The prisoner then inquired whether the magistrate would be kind enough to explain to him what he meant by "the marks," and why they should be sought on his shoulder. The judge was prepared for this question.

"You are suspected of being Jacques Collin, an escaped convict, whose daring shrinks at nothing, not even at sacrilege!" said Camusot promptly, his eyes fixed on those of the prisoner.

Jacques Collin gave no sign, and did not color; he remained quite calm, and assumed an air of guileless curiosity as he gazed at Camusot.

"I, monsieur? A convict? May the Order I belong to and God above forgive you for such an error. Tell me what I can do to prevent your continuing to offer such an insult to the rights of free men, to the Church, and to the King my master."

-- Honoré de Balzac, Scenes from a Courtesan's Life (trans. by James Waring)
This long book, originally published in four sections, is first in the Scènes de la vie Parisienne section of La Comédie Humaine. It follows the end of the tragic life of Lucien de Rubempré, and it has been one of the high points of my Balzac reading project so far. Lucien, at the brink of suicide, comes across one of Balzac's celebrated characters, the villainous Vautrin, who convinces him not to commit suicide. He becomes the creature of this criminal, whose identity is hidden under many names.

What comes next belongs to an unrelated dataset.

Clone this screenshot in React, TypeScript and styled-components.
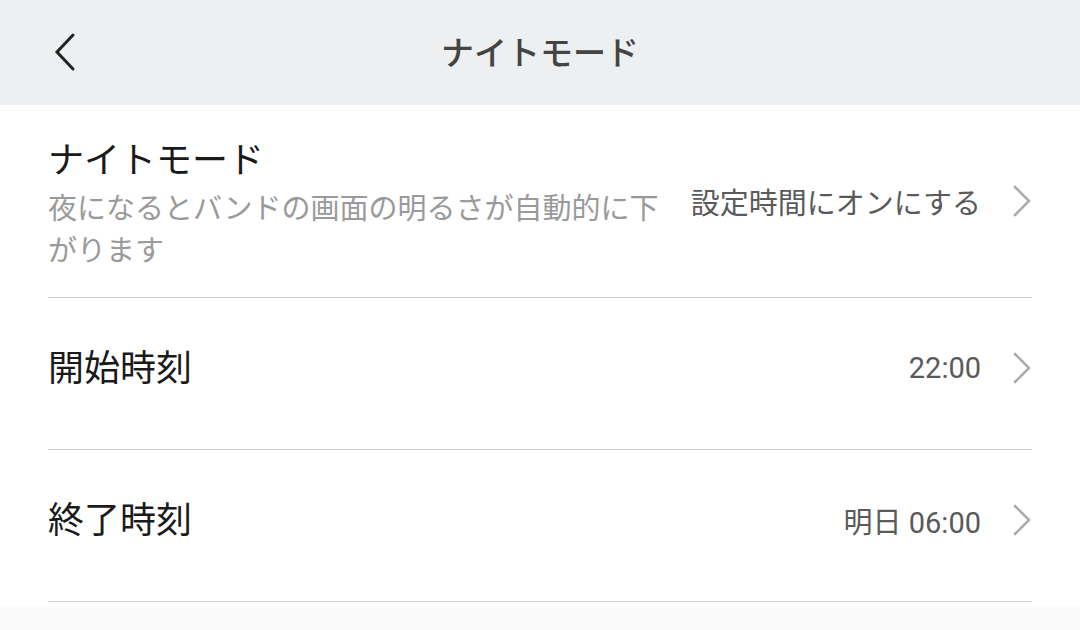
import React from "react";
import styled, { createGlobalStyle } from "styled-components";

const Global = createGlobalStyle`
  html, body { margin: 0; padding: 0; background: #fafafa; }
  body { font-family: Roboto, "Noto Sans CJK JP", sans-serif; }
`;

const Page = styled.div`
  width: 1080px;
  height: 630px;
  background: #fafafa;
  overflow: hidden;
`;

const Header = styled.header`
  height: 105px;
  background: #eeeff1;
  display: flex;
  align-items: center;
  justify-content: center;
  position: relative;
`;

const BackButton = styled.button`
  position: absolute;
  left: 44px;
  top: 28px;
  width: 40px;
  height: 48px;
  border: none;
  background: none;
  padding: 0;
  display: flex;
  align-items: center;
  justify-content: center;
`;

const HeaderTitle = styled.h1`
  margin: 0;
  font-family: "Noto Sans CJK JP", sans-serif;
  font-size: 33px;
  font-weight: 500;
  color: #444;
  transform: translateY(-2px);
`;

const List = styled.div`
  background: #fff;
  padding: 0 48px 4px;
`;

const Row = styled.div<{ $height: number; $lift?: number }>`
  height: ${(p) => p.$height}px;
  padding-bottom: ${(p) => p.$lift ?? 0}px;
  display: flex;
  align-items: center;
  border-bottom: 1px solid #cfcfcf;
  box-sizing: border-box;
`;

const Left = styled.div`
  flex: 1;
  min-width: 0;
  display: flex;
  flex-direction: column;
`;

const Title = styled.div<{ $raise?: number }>`
  font-family: "Noto Sans CJK JP", sans-serif;
  font-size: 36px;
  color: #1a1a1a;
  line-height: 48px;
  margin-bottom: ${(p) => p.$raise ?? 0}px;
`;

const Sub = styled.div`
  font-family: "Noto Sans CJK JP", sans-serif;
  font-size: 29px;
  color: #9a9a9a;
  line-height: 42px;
  margin-top: 4px;
  max-width: 620px;
`;

const Right = styled.div`
  display: flex;
  align-items: center;
  flex: none;
  padding-left: 30px;
`;

const Value = styled.span`
  font-family: Roboto, "Noto Sans CJK JP", sans-serif;
  font-size: 29px;
  color: #5a5a5a;
  margin-right: 31px;
`;

const Chevron = () => (
  <svg width="20" height="32" viewBox="0 0 20 32">
    <polyline
      points="3,2 17,16 3,30"
      fill="none"
      stroke="#acacac"
      strokeWidth="2.6"
      strokeLinecap="round"
      strokeLinejoin="miter"
    />
  </svg>
);

const BackIcon = () => (
  <svg width="26" height="40" viewBox="0 0 26 40">
    <polyline
      points="22,3 6,20 22,37"
      fill="none"
      stroke="#222"
      strokeWidth="3"
      strokeLinecap="round"
      strokeLinejoin="miter"
    />
  </svg>
);

export default function App() {
  return (
    <>
      <Global />
      <Page>
        <Header>
          <BackButton aria-label="back">
            <BackIcon />
          </BackButton>
          <HeaderTitle>ナイトモード</HeaderTitle>
        </Header>
        <List>
          <Row $height={193}>
            <Left>
              <Title>ナイトモード</Title>
              <Sub>夜になるとバンドの画面の明るさが自動的に下がります</Sub>
            </Left>
            <Right>
              <Value>設定時間にオンにする</Value>
              <Chevron />
            </Right>
          </Row>
          <Row $height={152} $lift={12}>
            <Left>
              <Title $raise={6}>開始時刻</Title>
            </Left>
            <Right>
              <Value>22:00</Value>
              <Chevron />
            </Right>
          </Row>
          <Row $height={152} $lift={12}>
            <Left>
              <Title $raise={6}>終了時刻</Title>
            </Left>
            <Right>
              <Value>明日 06:00</Value>
              <Chevron />
            </Right>
          </Row>
        </List>
      </Page>
    </>
  );
}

At the opening of the book Vautrin has assumed the name of the Abbé Carlos Herrera, serving an important embassy to Paris on behalf of the King of Spain. In this scene, an examining judge is engaged in a chess match to get him to reveal his true identity, Jacques Collin. This book has also been translated under the English title A Harlot High and Low, apt because Balzac pairs the lowest and highest elements of Parisian society as alternate sides of the same coin. Lies, deceit, sexual depravity, crimes of all kinds are committed at both ends of the social spectrum, with vastly different treatment by the authorities.